The variable output length functions are called eXtensible Output Functions (XOFs). An XOF isn't a cryptographic hash function, though they can be very similar (and can have an identical internal function doing the work).

We use different words for Cryptographic Hashes, Password Hashes, XOFs, MACs, and (non-cryptographic) Hashes because they do different things and have different security properties. Misusing the terminology makes reasoning about what is meant difficult.

They all have a fixed-length internal state and will have internal state collisions regardless of the output size. (Basically, they "consume" input into the state and then "expand" the resulting state into the output.)

Suggested reading: Sponge Functions - https://keccak.team/files/SpongeFunctions.pdf

"Informally speaking, a random oracle* maps a variable-length input message to an infinite output string. It is completely random, i.e., the produced bits are uniformly and independently distributed. The only constraint is that identical input messages produce identical outputs. A hash function produces only a fixed number of output bits, say, n bits. So, a hash function should behave as a random oracle whose output is truncated to n bits."

* https://en.wikipedia.org/wiki/Random_oracle

You are correct, at least in theory.

Assume you have two inputs, A and B.

A may hash to: A38uT75kjGz B may hash to: A38uHso629t

So yes, if you were to cut these off after the A38u then you would no longer be able to say for sure if you hashed A or B to arrive at your hash.

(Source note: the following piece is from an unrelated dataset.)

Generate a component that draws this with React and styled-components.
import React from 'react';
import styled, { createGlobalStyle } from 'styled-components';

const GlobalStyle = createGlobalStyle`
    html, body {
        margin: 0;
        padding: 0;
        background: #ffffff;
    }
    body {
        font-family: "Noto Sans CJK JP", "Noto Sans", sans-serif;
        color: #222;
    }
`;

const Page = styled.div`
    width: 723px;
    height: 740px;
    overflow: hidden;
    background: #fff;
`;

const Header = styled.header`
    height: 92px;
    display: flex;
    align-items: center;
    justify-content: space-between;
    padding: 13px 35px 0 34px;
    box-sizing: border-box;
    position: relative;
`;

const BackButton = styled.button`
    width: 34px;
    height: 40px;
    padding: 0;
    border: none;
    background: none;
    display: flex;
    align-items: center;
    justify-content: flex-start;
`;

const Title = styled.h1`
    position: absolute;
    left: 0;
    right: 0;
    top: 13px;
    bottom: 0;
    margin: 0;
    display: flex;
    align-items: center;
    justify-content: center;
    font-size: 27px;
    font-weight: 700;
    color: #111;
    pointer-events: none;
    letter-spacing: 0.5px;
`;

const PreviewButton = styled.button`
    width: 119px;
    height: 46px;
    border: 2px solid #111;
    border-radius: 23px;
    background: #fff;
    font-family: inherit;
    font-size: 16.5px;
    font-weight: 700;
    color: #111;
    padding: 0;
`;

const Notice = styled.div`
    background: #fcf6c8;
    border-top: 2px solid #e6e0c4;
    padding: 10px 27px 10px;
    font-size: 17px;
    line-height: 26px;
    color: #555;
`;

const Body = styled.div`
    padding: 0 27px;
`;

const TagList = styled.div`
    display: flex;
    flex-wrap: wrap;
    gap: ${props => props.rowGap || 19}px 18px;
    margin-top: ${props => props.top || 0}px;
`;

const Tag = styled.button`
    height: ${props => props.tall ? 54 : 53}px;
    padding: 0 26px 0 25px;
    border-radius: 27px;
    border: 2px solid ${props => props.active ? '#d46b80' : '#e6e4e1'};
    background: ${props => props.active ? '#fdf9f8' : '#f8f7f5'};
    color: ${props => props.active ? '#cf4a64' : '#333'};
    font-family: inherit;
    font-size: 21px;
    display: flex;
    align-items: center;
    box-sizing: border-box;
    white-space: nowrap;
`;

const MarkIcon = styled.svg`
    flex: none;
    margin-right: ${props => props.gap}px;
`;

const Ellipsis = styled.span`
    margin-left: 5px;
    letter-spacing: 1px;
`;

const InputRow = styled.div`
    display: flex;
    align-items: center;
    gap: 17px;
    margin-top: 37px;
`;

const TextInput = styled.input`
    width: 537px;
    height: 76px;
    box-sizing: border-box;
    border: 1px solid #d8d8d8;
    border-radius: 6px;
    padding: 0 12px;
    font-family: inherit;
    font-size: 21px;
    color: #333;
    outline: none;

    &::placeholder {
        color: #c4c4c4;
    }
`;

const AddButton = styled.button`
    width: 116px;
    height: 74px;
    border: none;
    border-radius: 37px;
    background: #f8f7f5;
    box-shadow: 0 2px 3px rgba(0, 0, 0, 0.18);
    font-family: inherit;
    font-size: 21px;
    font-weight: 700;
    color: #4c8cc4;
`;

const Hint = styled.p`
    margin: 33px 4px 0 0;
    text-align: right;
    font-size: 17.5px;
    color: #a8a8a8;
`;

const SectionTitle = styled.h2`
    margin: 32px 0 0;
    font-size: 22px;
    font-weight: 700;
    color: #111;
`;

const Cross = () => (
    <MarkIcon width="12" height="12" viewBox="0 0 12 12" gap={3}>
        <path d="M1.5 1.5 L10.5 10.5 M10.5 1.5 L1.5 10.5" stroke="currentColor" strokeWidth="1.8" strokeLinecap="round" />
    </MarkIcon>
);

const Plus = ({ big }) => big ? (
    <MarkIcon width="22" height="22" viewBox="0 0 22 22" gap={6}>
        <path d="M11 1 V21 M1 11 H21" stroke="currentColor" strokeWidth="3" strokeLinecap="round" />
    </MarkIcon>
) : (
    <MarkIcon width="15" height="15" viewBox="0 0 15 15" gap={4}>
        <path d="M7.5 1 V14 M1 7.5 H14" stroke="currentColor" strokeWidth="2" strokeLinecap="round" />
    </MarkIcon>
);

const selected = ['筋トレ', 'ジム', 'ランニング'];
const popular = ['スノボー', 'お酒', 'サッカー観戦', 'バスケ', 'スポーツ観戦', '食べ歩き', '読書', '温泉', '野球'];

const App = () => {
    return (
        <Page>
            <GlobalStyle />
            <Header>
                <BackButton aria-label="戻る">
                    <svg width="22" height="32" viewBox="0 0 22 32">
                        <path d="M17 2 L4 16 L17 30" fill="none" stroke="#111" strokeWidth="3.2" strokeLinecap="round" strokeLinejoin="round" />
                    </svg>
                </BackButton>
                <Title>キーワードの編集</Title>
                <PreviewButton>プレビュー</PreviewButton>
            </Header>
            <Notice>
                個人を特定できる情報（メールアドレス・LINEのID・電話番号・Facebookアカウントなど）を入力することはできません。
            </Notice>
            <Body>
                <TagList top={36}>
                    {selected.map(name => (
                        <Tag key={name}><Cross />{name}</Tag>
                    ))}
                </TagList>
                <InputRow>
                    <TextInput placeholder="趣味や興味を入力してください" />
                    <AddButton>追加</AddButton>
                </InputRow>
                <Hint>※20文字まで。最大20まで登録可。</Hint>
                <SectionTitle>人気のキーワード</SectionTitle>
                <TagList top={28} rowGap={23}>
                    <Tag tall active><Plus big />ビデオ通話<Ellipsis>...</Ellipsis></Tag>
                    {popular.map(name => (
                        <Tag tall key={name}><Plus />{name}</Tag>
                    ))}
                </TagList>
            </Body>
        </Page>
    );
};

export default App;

Of course in practice this usually isn't a problem as long as you have "a long enough" output.

Your example made me wonder, is there a known instance from a common hash algorithm where the input results in exactly the same string representation of the output hash? Eg. "AE485D" hashes to "AE485D". Is this even mathematically possible?
The mathematical term for this is a "fixed point", where f(x) == x.

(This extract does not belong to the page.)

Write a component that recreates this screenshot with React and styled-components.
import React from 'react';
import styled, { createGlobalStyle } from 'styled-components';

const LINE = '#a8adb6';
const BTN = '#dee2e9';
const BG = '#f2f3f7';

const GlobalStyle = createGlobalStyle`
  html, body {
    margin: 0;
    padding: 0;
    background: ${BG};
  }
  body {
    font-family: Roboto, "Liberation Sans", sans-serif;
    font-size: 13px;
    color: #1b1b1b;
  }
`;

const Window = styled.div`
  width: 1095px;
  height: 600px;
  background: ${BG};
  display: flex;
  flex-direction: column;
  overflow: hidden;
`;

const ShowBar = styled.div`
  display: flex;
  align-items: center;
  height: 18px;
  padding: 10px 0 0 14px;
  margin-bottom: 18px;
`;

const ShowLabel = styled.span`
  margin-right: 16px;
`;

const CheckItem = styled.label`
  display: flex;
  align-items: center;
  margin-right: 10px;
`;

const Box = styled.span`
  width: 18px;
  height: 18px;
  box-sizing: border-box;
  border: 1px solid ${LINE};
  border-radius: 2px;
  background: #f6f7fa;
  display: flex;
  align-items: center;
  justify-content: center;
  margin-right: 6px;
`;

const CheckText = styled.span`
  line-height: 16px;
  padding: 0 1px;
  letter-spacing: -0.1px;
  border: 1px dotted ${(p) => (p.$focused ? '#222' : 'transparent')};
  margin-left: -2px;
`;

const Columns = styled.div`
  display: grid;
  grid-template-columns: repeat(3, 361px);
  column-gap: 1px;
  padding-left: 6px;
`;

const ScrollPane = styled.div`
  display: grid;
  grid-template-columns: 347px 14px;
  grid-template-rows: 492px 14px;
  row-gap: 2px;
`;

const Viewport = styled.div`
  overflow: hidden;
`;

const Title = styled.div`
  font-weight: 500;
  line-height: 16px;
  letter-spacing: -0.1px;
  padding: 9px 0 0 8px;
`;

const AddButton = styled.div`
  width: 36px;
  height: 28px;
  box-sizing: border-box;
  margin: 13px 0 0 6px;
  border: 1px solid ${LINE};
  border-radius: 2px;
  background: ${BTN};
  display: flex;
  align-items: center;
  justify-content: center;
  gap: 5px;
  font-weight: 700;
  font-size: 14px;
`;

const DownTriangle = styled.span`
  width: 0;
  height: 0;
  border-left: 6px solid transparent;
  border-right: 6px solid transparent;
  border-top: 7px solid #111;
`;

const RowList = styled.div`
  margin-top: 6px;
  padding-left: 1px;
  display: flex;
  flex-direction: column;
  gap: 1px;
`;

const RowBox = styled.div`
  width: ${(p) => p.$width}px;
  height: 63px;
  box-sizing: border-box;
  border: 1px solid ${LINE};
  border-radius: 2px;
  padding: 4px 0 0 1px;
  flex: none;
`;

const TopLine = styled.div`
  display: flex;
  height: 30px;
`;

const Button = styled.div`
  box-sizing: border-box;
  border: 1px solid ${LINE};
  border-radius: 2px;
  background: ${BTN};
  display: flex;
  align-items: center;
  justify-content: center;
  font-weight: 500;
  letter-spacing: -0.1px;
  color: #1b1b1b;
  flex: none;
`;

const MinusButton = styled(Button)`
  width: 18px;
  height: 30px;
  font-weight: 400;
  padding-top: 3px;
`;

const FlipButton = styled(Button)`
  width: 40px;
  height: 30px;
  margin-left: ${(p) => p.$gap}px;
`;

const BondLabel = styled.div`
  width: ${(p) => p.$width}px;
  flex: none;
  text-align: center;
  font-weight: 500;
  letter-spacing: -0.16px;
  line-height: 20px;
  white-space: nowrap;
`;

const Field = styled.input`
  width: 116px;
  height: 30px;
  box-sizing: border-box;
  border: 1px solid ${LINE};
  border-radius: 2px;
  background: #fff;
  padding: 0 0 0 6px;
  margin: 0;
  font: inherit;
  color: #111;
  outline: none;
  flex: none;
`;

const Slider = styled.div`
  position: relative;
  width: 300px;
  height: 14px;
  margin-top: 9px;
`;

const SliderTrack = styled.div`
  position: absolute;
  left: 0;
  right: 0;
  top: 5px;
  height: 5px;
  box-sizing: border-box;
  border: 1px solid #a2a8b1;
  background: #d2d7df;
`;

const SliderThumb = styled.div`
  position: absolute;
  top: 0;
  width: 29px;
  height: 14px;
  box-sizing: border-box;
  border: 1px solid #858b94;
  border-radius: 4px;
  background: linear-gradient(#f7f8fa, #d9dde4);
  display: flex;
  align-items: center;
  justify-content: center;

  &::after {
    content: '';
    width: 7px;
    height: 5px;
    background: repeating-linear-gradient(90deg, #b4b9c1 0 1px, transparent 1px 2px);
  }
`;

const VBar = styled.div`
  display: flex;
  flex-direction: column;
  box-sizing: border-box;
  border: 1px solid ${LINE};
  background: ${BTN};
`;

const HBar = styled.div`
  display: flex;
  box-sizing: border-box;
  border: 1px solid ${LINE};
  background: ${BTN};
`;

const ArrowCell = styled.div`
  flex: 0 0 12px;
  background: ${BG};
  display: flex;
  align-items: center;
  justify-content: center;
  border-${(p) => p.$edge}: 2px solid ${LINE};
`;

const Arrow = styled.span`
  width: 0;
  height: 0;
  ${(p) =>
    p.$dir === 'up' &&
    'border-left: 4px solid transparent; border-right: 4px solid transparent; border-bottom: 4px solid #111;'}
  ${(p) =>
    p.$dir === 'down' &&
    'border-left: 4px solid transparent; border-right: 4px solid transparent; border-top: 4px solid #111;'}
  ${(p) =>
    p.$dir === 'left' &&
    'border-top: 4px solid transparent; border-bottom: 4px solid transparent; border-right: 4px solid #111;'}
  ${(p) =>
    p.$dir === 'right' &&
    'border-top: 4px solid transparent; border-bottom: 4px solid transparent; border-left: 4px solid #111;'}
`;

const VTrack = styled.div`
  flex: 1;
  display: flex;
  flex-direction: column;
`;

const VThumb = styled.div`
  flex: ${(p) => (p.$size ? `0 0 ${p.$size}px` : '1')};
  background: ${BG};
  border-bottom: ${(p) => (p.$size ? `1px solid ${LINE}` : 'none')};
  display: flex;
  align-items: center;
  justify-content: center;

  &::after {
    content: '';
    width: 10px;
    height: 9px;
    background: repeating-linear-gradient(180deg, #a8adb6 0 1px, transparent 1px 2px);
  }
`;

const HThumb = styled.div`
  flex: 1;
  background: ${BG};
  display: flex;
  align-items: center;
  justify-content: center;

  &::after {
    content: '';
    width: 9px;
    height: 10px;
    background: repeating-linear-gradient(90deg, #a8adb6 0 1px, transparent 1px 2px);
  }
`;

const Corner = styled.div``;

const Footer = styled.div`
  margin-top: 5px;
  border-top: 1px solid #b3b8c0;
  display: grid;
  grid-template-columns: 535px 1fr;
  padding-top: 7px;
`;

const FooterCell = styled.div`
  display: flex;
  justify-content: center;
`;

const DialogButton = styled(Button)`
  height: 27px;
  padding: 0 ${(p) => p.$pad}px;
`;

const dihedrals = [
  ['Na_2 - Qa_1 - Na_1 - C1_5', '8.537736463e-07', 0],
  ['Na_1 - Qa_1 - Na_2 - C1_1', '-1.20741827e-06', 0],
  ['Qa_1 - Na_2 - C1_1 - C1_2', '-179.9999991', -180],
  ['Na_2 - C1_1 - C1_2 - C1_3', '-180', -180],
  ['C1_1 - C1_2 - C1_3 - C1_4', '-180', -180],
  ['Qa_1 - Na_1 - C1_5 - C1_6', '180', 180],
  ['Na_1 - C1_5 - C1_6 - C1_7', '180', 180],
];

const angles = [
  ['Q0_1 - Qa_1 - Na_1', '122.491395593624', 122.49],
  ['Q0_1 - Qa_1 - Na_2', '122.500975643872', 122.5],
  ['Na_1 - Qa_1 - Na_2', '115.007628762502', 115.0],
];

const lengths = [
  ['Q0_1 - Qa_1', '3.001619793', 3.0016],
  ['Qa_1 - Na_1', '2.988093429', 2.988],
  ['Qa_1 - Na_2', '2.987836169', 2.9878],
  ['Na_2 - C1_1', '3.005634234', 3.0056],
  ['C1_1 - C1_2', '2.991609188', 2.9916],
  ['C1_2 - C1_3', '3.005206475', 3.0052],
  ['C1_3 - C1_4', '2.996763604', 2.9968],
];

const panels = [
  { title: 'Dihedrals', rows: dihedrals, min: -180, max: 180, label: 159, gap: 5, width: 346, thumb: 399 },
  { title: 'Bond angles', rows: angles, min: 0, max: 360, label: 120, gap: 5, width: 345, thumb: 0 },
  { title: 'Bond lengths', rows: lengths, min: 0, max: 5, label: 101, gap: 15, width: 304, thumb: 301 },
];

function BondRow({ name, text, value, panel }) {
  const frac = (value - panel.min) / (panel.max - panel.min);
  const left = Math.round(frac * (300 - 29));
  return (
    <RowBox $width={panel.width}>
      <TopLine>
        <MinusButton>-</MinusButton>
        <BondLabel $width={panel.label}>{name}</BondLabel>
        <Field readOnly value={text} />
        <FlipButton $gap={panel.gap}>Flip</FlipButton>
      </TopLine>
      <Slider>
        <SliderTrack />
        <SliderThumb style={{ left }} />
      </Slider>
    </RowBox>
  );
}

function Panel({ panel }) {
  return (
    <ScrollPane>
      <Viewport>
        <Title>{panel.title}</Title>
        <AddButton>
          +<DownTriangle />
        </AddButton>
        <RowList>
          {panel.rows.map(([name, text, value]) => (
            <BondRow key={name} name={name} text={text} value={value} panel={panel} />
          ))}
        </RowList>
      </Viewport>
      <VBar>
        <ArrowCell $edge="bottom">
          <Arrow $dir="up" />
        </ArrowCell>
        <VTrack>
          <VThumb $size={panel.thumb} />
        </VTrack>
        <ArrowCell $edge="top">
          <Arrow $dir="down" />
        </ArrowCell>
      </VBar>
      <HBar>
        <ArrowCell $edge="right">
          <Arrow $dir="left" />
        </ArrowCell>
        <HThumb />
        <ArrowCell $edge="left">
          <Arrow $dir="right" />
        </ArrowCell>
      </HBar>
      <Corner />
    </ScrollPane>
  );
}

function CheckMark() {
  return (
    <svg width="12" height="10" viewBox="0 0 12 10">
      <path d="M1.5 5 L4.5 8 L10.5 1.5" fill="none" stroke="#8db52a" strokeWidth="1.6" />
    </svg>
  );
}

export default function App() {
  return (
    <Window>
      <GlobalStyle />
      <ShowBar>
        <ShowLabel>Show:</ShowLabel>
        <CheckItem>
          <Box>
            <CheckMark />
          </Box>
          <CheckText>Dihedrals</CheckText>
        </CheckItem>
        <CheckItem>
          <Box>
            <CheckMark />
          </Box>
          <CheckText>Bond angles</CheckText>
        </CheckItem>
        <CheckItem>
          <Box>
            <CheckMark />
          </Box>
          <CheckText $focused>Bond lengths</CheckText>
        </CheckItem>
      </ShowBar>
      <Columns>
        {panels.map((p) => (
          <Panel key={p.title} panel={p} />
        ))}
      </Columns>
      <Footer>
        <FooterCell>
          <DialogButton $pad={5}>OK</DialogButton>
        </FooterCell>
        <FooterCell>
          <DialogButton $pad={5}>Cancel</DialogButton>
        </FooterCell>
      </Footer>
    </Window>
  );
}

Assuming a perfectly random uniform distribution, the usual desirable property of a cryptographic hash - the probability of a hash function not having a fixed point (that is, hashing at least one x to itself) is (1-1/n)**n, where n is the number of possible outputs. As n approaches infinity - which it does pretty rapidly in this case, since we're talking about 2**32 to 2**512 in practice - this approaches 1/e, or about 37%.

So, not only is it possible, but most "good" hash functions (63% of them) will have them.

Java’s built-in hash function for integers is the identity function.
The modulus function has this property.
Those are XOFs (extendable output functions), not hash functions.